Muqabla is basically Seeta Aur Geeta with Fearless Nadia as twin sisters Madhuri Aur Rani. Need I say more? Probably not, but I’ve never let lack of need stop me from doing anything. I will tell you, though, that this review has taken me longer than any other review before it to write, by which I mean it’s just taken longer; don’t expect it to be any better.



Special effects wizard Babubhai Mistry is said to have used split screen technology for the first time in India along with back screen projection to show the twins interacting and passing one in front of the other. And although it isn’t her usual “stunt” type of film, there is plenty of action for Nadia and her fists in both avatars. Probably this is better described as Geeta Aur Geeta, exponentially more awesome for not having a browbeaten helpless little mouse in it; both Rani and Madhuri are fairly kick-*** girls. There are a lot of songs which drag the film down for me (interminable love songs between two sets of lovers, sometimes two or three songs in a row with no respite between); but two songs feature Nadia dancing and that is pretty fun to watch. As a bonus, she has a clever and faithful Alsation dog named Gunboat (who I think appeared with her in other films). Plus a very very young and slender Agha plays sidekick to hero Yakub. He excels at physical comedy, and I always love seeing a young anybody I know better from his or her later career.



Seth Dinanath and his wife Radha live with their twin daughters Madhuri and Rani (Baby Madhuri, Meena Kumari’s little ringleted Indian Shirley Temple of a sister, later to be Mehmood’s first wife).



Unfortunately Radha had spurned the marriage proposal of Shivnath (Dalpat) in favor of Dinanath, and he chooses now to take his revenge. He shoots Dinanath and Radha, who let out spectacularly and unconvincingly wooden cries of pain as Rani looks on frozen in horror and Madhuri scampers prudently away (an opportunity to show off the above-mentioned rear-projection special effect).






Shivnath scoops Rani up and leaves poor dead Radha (despite having clearly made the right choice of men earlier, it has sadly not paid off for her) and wounded Dinanath behind.



Madhuri runs into a road and falls unconscious in front of a car belonging to a wealthy man named Rai Bahadur and his young daughter by the name of Veena, Beena, Meena, Reena or Leena, I never can tell.

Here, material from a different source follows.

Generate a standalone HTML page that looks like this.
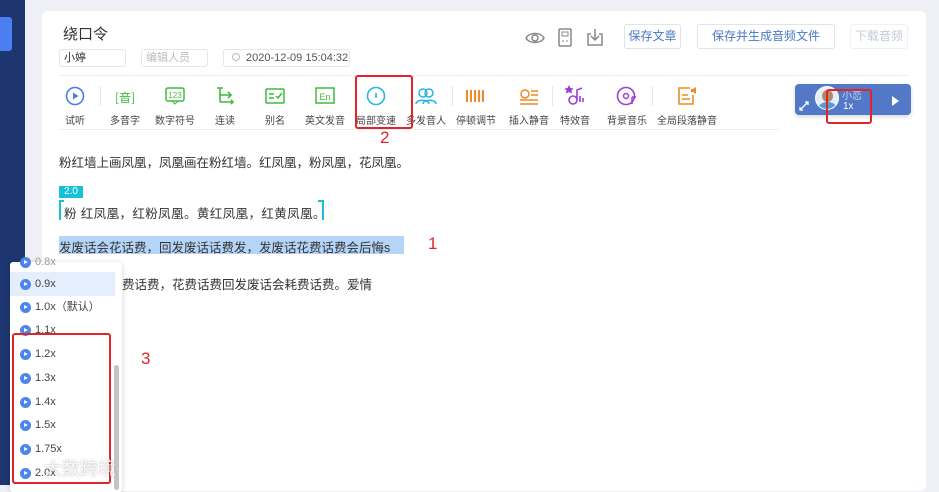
<!DOCTYPE html>
<html><head><meta charset="utf-8"><style>
*{margin:0;padding:0;box-sizing:border-box}
body{width:939px;height:485px;overflow:hidden;background:#eef0f5;font-family:"Liberation Sans","Noto Sans CJK SC",sans-serif;position:relative;color:#333}
.abs{position:absolute}
.side{left:0;top:0;width:25px;height:485px;background:#1d3670}
.card{left:42px;top:11px;width:884px;height:480px;background:#fff;border-radius:6px}
.inp{border:1px solid #e3e6eb;border-radius:3px;height:18px;font-size:11px;line-height:16px;padding-left:4px}
.btn{border:1px solid #dfe3ea;border-radius:3px;height:25px;font-size:12px;line-height:23px;text-align:center;color:#4a78c8}
.tool{width:60px;text-align:center;font-size:10px;color:#444}
.tool svg{display:block;margin:0 auto 6px}
.sep{width:1px;height:20px;background:#e5e7ec;top:86px}
.txt{font-size:12.5px;color:#333;left:59px;white-space:nowrap}
.red{border:2px solid #e0242a;border-radius:3px}
.rn{color:#e0242a;font-size:17px}
.dd{left:10px;top:262px;width:112px;height:230px;background:#fff;box-shadow:0 1px 6px rgba(0,0,0,.18);border-radius:3px}
.it{left:0;width:105px;height:23px;font-size:11px;line-height:23px;padding-left:25px;color:#444}
.it:before{content:"";position:absolute;left:10px;top:6px;width:11px;height:11px;border-radius:50%;background:#4d85ee}
.it:after{content:"";position:absolute;left:14px;top:9px;border-left:4px solid #fff;border-top:2.5px solid transparent;border-bottom:2.5px solid transparent}
</style></head><body>
<div class="abs side"></div>
<div class="abs" style="left:0;top:17px;width:12px;height:34px;background:#4b7ef0;border-radius:0 3px 3px 0"></div>
<div class="abs card"></div>
<div class="abs" style="left:63px;top:23px;font-size:15px;color:#333">绕口令</div>
<div class="abs inp" style="left:59px;top:49px;width:67px">小婷</div>
<div class="abs inp" style="left:141px;top:49px;width:67px;color:#bbb">编辑人员</div>
<div class="abs inp" style="left:223px;top:49px;width:127px;color:#555;padding-left:22px">2020-12-09 15:04:32</div>
<div class="abs" style="left:232px;top:53px;width:8px;height:8px;border:1px solid #bbb;border-radius:50%"></div>
<svg class="abs" style="left:525px;top:30px" width="20" height="16" viewBox="0 0 20 16"><path d="M1 8C4 2 16 2 19 8C16 14 4 14 1 8Z" fill="none" stroke="#888" stroke-width="1.5"/><circle cx="10" cy="8" r="3" fill="none" stroke="#888" stroke-width="1.5"/></svg>
<svg class="abs" style="left:557px;top:28px" width="16" height="19" viewBox="0 0 16 19"><rect x="2" y="1" width="12" height="17" rx="1" fill="none" stroke="#888" stroke-width="1.5"/><rect x="5" y="4" width="6" height="4" fill="none" stroke="#888"/><path d="M5 13h2M9 13h2" stroke="#888"/></svg>
<svg class="abs" style="left:586px;top:28px" width="18" height="18" viewBox="0 0 18 18"><path d="M5 6H2v11h14V6h-3M9 1v11M5 8l4 4 4-4" fill="none" stroke="#888" stroke-width="1.5"/></svg>
<div class="abs btn" style="left:624px;top:24px;width:57px">保存文章</div>
<div class="abs btn" style="left:697px;top:24px;width:138px">保存并生成音频文件</div>
<div class="abs btn" style="left:850px;top:24px;width:58px;color:#c3cbd8;border-color:#eef0f3">下载音频</div>
<div class="abs" style="left:59px;top:75px;width:849px;height:1px;background:#eceef2"></div>
<div class="abs" style="left:59px;top:129px;width:720px;height:1px;background:#eceef2"></div>

<div class="abs tool" style="left:45px;top:86px"><svg width="20" height="20"><circle cx="10" cy="10" r="8.5" fill="none" stroke="#4a7de8" stroke-width="1.6"/><path d="M8 6.5v7l5.5-3.5z" fill="#4a7de8"/></svg>试听</div>
<div class="abs sep" style="left:100px"></div>
<div class="abs tool" style="left:95px;top:86px"><svg width="22" height="20"><text x="11" y="16" font-size="12" fill="#3dbb3d" text-anchor="middle" font-family="Noto Sans CJK SC">[音]</text></svg>多音字</div>
<div class="abs tool" style="left:145px;top:86px"><svg width="22" height="20"><rect x="2" y="2" width="18" height="13" rx="2" fill="none" stroke="#3dbb3d" stroke-width="1.5"/><text x="11" y="12" font-size="8" fill="#3dbb3d" text-anchor="middle">123</text><path d="M8 15l3 3 3-3" fill="none" stroke="#3dbb3d"/></svg>数字符号</div>
<div class="abs tool" style="left:195px;top:86px"><svg width="22" height="20"><path d="M3 2h6M6 2v14M6 9h11M6 16h13M14 6l3 3-3 3M17 14l2 2-2 2" fill="none" stroke="#3dbb3d" stroke-width="1.6"/></svg>连读</div>
<div class="abs tool" style="left:245px;top:86px"><svg width="22" height="20"><rect x="2" y="3" width="18" height="14" rx="1" fill="none" stroke="#3dbb3d" stroke-width="1.5"/><path d="M5 8h5M5 12h5M12 10l2 2 4-5" fill="none" stroke="#3dbb3d" stroke-width="1.5"/></svg>别名</div>
<div class="abs tool" style="left:295px;top:86px"><svg width="22" height="20"><rect x="2" y="2" width="18" height="15" fill="none" stroke="#3dbb3d" stroke-width="1.5"/><text x="11" y="14" font-size="9" fill="#3dbb3d" text-anchor="middle">En</text></svg>英文发音</div>
<div class="abs tool" style="left:346px;top:86px"><svg width="20" height="20"><circle cx="10" cy="10" r="8.5" fill="none" stroke="#27b6e0" stroke-width="1.6"/><path d="M10 7v5" stroke="#27b6e0" stroke-width="1.6"/></svg>局部变速</div>
<div class="abs tool" style="left:396px;top:86px"><svg width="22" height="20"><circle cx="8" cy="7" r="4" fill="none" stroke="#27b6e0" stroke-width="1.5"/><circle cx="14" cy="7" r="4" fill="none" stroke="#27b6e0" stroke-width="1.5"/><path d="M1 18c0-5 13-5 13 0M8 18c0-5 13-5 13 0" fill="none" stroke="#27b6e0" stroke-width="1.5"/></svg>多发音人</div>
<div class="abs sep" style="left:452px"></div>
<div class="abs tool" style="left:446px;top:86px"><svg width="22" height="20"><path d="M2 4v12M6 4v12M10 4v12M14 4v12M18 4v12" stroke="#f08a24" stroke-width="2"/></svg>停顿调节</div>
<div class="abs tool" style="left:499px;top:86px"><svg width="22" height="20"><circle cx="7" cy="8" r="4" fill="none" stroke="#f08a24" stroke-width="1.5"/><path d="M13 5h7M13 9h7M2 14h18M2 18h18" stroke="#f08a24" stroke-width="1.5"/></svg>插入静音</div>
<div class="abs sep" style="left:552px"></div>
<div class="abs tool" style="left:545px;top:84px"><svg width="22" height="22"><path d="M5 1l1.5 3 3 .5-2 2 .5 3L5 8l-3 1.5.5-3-2-2 3-.5z" fill="#9b3fd8"/><circle cx="9" cy="16" r="4" fill="none" stroke="#9b3fd8" stroke-width="1.6"/><path d="M13 16V6l5-2M16 12v6M19 14v4" fill="none" stroke="#9b3fd8" stroke-width="1.6"/></svg>特效音</div>
<div class="abs tool" style="left:597px;top:86px"><svg width="22" height="20"><circle cx="10" cy="10" r="8.5" fill="none" stroke="#9b3fd8" stroke-width="1.6"/><circle cx="10" cy="10" r="2.5" fill="none" stroke="#9b3fd8" stroke-width="1.5"/><path d="M16 11v7M16 11h4" stroke="#9b3fd8" stroke-width="1.5"/></svg>背景音乐</div>
<div class="abs sep" style="left:652px"></div>
<div class="abs tool" style="left:657px;top:86px"><svg width="22" height="20"><path d="M14 2H3v16h14V9" fill="none" stroke="#f08a24" stroke-width="1.6"/><path d="M6 9h6M6 13h8" stroke="#f08a24" stroke-width="1.5"/><path d="M15 3h2l3-2v7l-3-2h-2z" fill="#f08a24"/></svg>全局段落静音</div>

<div class="abs" style="left:795px;top:84px;width:116px;height:31px;background:#5378c7;border-radius:4px;box-shadow:0 2px 4px rgba(0,0,0,.15)"></div>
<svg class="abs" style="left:799px;top:101px" width="10" height="10"><path d="M1 9l8-8M1 6v3h3M6 1h3v3" fill="none" stroke="#fff" stroke-width="1.3"/></svg>
<div class="abs" style="left:815px;top:86px;width:24px;height:24px;border-radius:50%;background:#e8eef7;border:1px solid #fff;overflow:hidden"><div style="position:absolute;left:6px;top:3px;width:11px;height:12px;border-radius:50%;background:#b08a70"></div><div style="position:absolute;left:3px;top:15px;width:17px;height:10px;border-radius:50% 50% 0 0;background:#4aa0d8"></div></div>
<div class="abs" style="left:842px;top:87px;font-size:10px;color:#c8d4ee">小恋</div>
<div class="abs" style="left:843px;top:101px;font-size:10px;color:#fff">1x</div>
<div class="abs" style="left:892px;top:96px;border-left:7px solid #fff;border-top:5px solid transparent;border-bottom:5px solid transparent"></div>

<div class="abs txt" style="top:152px">粉红墙上画凤凰，凤凰画在粉红墙。红凤凰，粉凤凰，花凤凰。</div>
<div class="abs" style="left:59px;top:186px;width:24px;height:12px;background:#19c1d8;color:#fff;font-size:10px;line-height:12px;text-align:center">2.0</div>
<div class="abs" style="left:59px;top:200px;width:2px;height:20px;background:#19c1d8"></div>
<div class="abs" style="left:59px;top:200px;width:5px;height:2px;background:#19c1d8"></div>
<div class="abs" style="left:322px;top:200px;width:2px;height:20px;background:#19c1d8"></div>
<div class="abs" style="left:318px;top:200px;width:5px;height:2px;background:#19c1d8"></div>
<div class="abs txt" style="top:203px;left:64px;letter-spacing:0.4px">粉 红凤凰，红粉凤凰。黄红凤凰，红黄凤凰。</div>
<div class="abs" style="left:59px;top:236px;width:345px;height:18px;background:#b5d5f8"></div>
<div class="abs txt" style="top:237px">发废话会花话费，回发废话话费发，发废话花费话费会后悔s</div>
<div class="abs txt" style="top:274px;left:122px">费话费，花费话费回发废话会耗费话费。爱情</div>

<div class="abs red" style="left:355px;top:75px;width:58px;height:54px"></div>
<div class="abs rn" style="left:380px;top:128px">2</div>
<div class="abs red" style="left:826px;top:89px;width:46px;height:35px"></div>
<div class="abs rn" style="left:428px;top:234px">1</div>
<div class="abs rn" style="left:141px;top:349px">3</div>

<div class="abs dd">
<div class="abs" style="left:0;top:10px;width:105px;height:24px;background:#e5eefd"></div>
<div class="abs it" style="top:-11px;color:#999">0.8x</div>
<div class="abs it" style="top:11px">0.9x</div>
<div class="abs it" style="top:34px">1.0x（默认）</div>
<div class="abs it" style="top:57px">1.1x</div>
<div class="abs it" style="top:81px">1.2x</div>
<div class="abs it" style="top:105px">1.3x</div>
<div class="abs it" style="top:129px">1.4x</div>
<div class="abs it" style="top:152px">1.5x</div>
<div class="abs it" style="top:176px">1.75x</div>
<div class="abs it" style="top:200px">2.0x</div>
<div class="abs" style="left:104px;top:103px;width:5px;height:125px;background:#c4c4c4;border-radius:3px"></div>
</div>
<div class="abs red" style="left:12px;top:333px;width:99px;height:151px"></div>
<div class="abs" style="left:44px;top:455px;font-size:18px;color:rgba(255,255,255,.85);text-shadow:0 0 2px rgba(0,0,0,.3)">大数跨境</div>
</body></html>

In that time-honored way of India, Rai Bahadur adopts her on the spot since nobody immediately steps forward to claim her, and they drive off into the sunset, crossing paths with Shivnath and poor unfortunate Rani. Madhuri grows up in privileged luxury, loved dearly by her adoptive father and sister Leena-Veena-Beena-Meena-Reena, accompanied everywhere by her bezubaan dost Gunboat; she is much given to bursts of hearty laughter and athletic endeavors like tennis and shooting poor defenceless wild animals.






One day while out with Gunboat, Madhuri hears shouts for help coming from a house which looks very much like an Art Deco radio on the outside (at least to me). Inside she finds a small table with a bottle of booze on it, a table with cigarettes and some plates on it (she very helpfully takes inventory in English in case we can’t see it all ourselves) and a picture of numbers hanging on the wall behind it, and an unconscious man on the floor who—if she only knew it—is her father Dinanath, now elderly.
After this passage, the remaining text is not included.